25 January 2011

Closed doors

Tal and I had a plan.  After canoeing the Allegash in September and touring Utah's national parks in October, we had decided we would take only one trip during 2011.  That trip was going to be a long-talked-about train trip across Canada from Quebec City to Vancouver.

Yesterday afternoon I settled in front of the computer to sign up for the trip.  I was met with a single word:  WAITLIST.  Wrongly, we had thought four months to be enough lead time.  I cannot begin to describe the disappointment.  We had been so pleased with the prospect of that trip.  And, disappointment isn't even an adequate description of how I felt as a sat there, the news sinking in.  It was a state of bewildered inaction.  Plus, I was going to have to tell Tal.  Further, now what?

At some point during the remainder of the day, from the recesses of memory, the Erie Canal came to mind.  A short online search ensued accompanied by rising hope.  It turns out we are going to have a pretty terrific adventure after all. 

Seems to me that more frequently than not disappointment doesn't have to mark the end.  An end, perhaps, but not the end.  It was the mother superior in The Sound of Music who advised a disappointed postulant Maria that God wouldn't close a door without opening a window.  In that story and in her real life story Maria ended up with a family and a life she could never have imagined.  A convent it wasn't.  Her life's calling it was.

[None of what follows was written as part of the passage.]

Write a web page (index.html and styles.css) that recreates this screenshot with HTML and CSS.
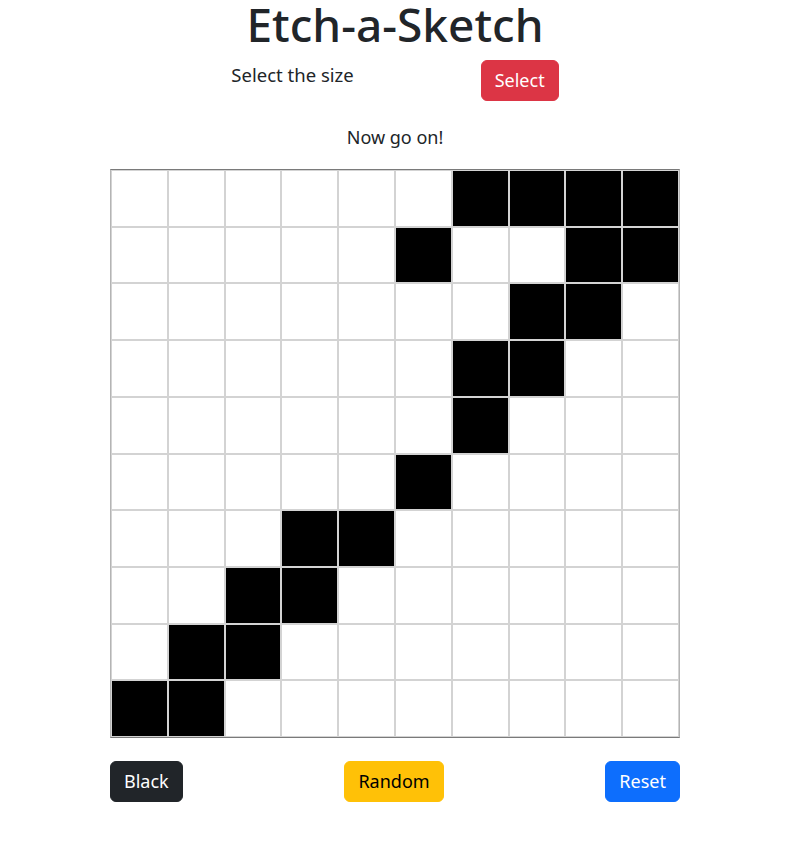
FILE: index.html
```html
<!DOCTYPE html>
<html lang="en">
<head>
<meta charset="utf-8">
<title>Etch-a-Sketch</title>
<link rel="stylesheet" href="styles.css">
</head>
<body>
<main class="page">
  <h1 class="title">Etch-a-Sketch</h1>
  <div class="size-row">
    <span class="size-label">Select the size</span>
    <button class="btn btn-danger">Select</button>
  </div>
  <p class="hint">Now go on!</p>
  <div class="board">
    <div class="cell"></div><div class="cell"></div><div class="cell"></div><div class="cell"></div><div class="cell"></div><div class="cell"></div><div class="cell on"></div><div class="cell on"></div><div class="cell on"></div><div class="cell on"></div>
    <div class="cell"></div><div class="cell"></div><div class="cell"></div><div class="cell"></div><div class="cell"></div><div class="cell on"></div><div class="cell"></div><div class="cell"></div><div class="cell on"></div><div class="cell on"></div>
    <div class="cell"></div><div class="cell"></div><div class="cell"></div><div class="cell"></div><div class="cell"></div><div class="cell"></div><div class="cell"></div><div class="cell on"></div><div class="cell on"></div><div class="cell"></div>
    <div class="cell"></div><div class="cell"></div><div class="cell"></div><div class="cell"></div><div class="cell"></div><div class="cell"></div><div class="cell on"></div><div class="cell on"></div><div class="cell"></div><div class="cell"></div>
    <div class="cell"></div><div class="cell"></div><div class="cell"></div><div class="cell"></div><div class="cell"></div><div class="cell"></div><div class="cell on"></div><div class="cell"></div><div class="cell"></div><div class="cell"></div>
    <div class="cell"></div><div class="cell"></div><div class="cell"></div><div class="cell"></div><div class="cell"></div><div class="cell on"></div><div class="cell"></div><div class="cell"></div><div class="cell"></div><div class="cell"></div>
    <div class="cell"></div><div class="cell"></div><div class="cell"></div><div class="cell on"></div><div class="cell on"></div><div class="cell"></div><div class="cell"></div><div class="cell"></div><div class="cell"></div><div class="cell"></div>
    <div class="cell"></div><div class="cell"></div><div class="cell on"></div><div class="cell on"></div><div class="cell"></div><div class="cell"></div><div class="cell"></div><div class="cell"></div><div class="cell"></div><div class="cell"></div>
    <div class="cell"></div><div class="cell on"></div><div class="cell on"></div><div class="cell"></div><div class="cell"></div><div class="cell"></div><div class="cell"></div><div class="cell"></div><div class="cell"></div><div class="cell"></div>
    <div class="cell on"></div><div class="cell on"></div><div class="cell"></div><div class="cell"></div><div class="cell"></div><div class="cell"></div><div class="cell"></div><div class="cell"></div><div class="cell"></div><div class="cell"></div>
  </div>
  <div class="controls">
    <button class="btn btn-dark">Black</button>
    <button class="btn btn-warning">Random</button>
    <button class="btn btn-primary">Reset</button>
  </div>
</main>
</body>
</html>
```

FILE: styles.css
```css
* { box-sizing: border-box; }
html, body { margin: 0; padding: 0; background: #fff; }
body {
  padding-right: 18px;
  font-family: "Noto Sans", "Open Sans", sans-serif;
  color: #212529;
}
.page {
  width: 570px;
  margin: 0 auto;
  display: flex;
  flex-direction: column;
  align-items: center;
}
.title {
  margin: 0 0 12px;
  font-size: 46px;
  font-weight: 500;
  line-height: 48px;
}
.size-row {
  display: flex;
  align-items: flex-start;
  gap: 127px;
  height: 41px;
}
.size-label {
  font-size: 18.5px;
  line-height: 30px;
}
.hint {
  margin: 21px 0 17px;
  font-size: 18px;
  line-height: 30px;
}
.board {
  width: 570px;
  height: 569px;
  display: grid;
  grid-template-columns: repeat(10, 1fr);
  grid-template-rows: repeat(10, 1fr);
  border-top: 1px solid #7a7a7a;
  border-bottom: 1px solid #7a7a7a;
  border-left: 1px solid #b4b4b4;
  border-right: 1px solid #b4b4b4;
}
.cell {
  border: 1px solid #d3d3d3;
  background: #fff;
}
.cell.on { background: #000; }
.controls {
  width: 570px;
  margin-top: 23px;
  display: flex;
  justify-content: space-between;
}
.btn {
  font-family: inherit;
  font-size: 18px;
  line-height: 1.5;
  padding: 6px 13px;
  border: 1px solid transparent;
  border-radius: 6px;
  cursor: pointer;
}
.btn-danger { background: #dc3545; border-color: #dc3545; color: #fff; }
.btn-dark { background: #212529; border-color: #212529; color: #fff; }
.btn-warning { background: #ffc107; border-color: #ffc107; color: #000; }
.btn-primary { background: #0d6efd; border-color: #0d6efd; color: #fff; }
```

Likewise my photographic efforts.  Generally, I set out to photograph something specific.  If I am not concerned about time or personal safety and if I let myself get involved in the process, it often happens that eventually I see something else entirely or that I see the original subject or some aspect of it in a new way.  When that happens the results of my time with the camera bear little resemblance to my initial intention, more pleasing almost without fail.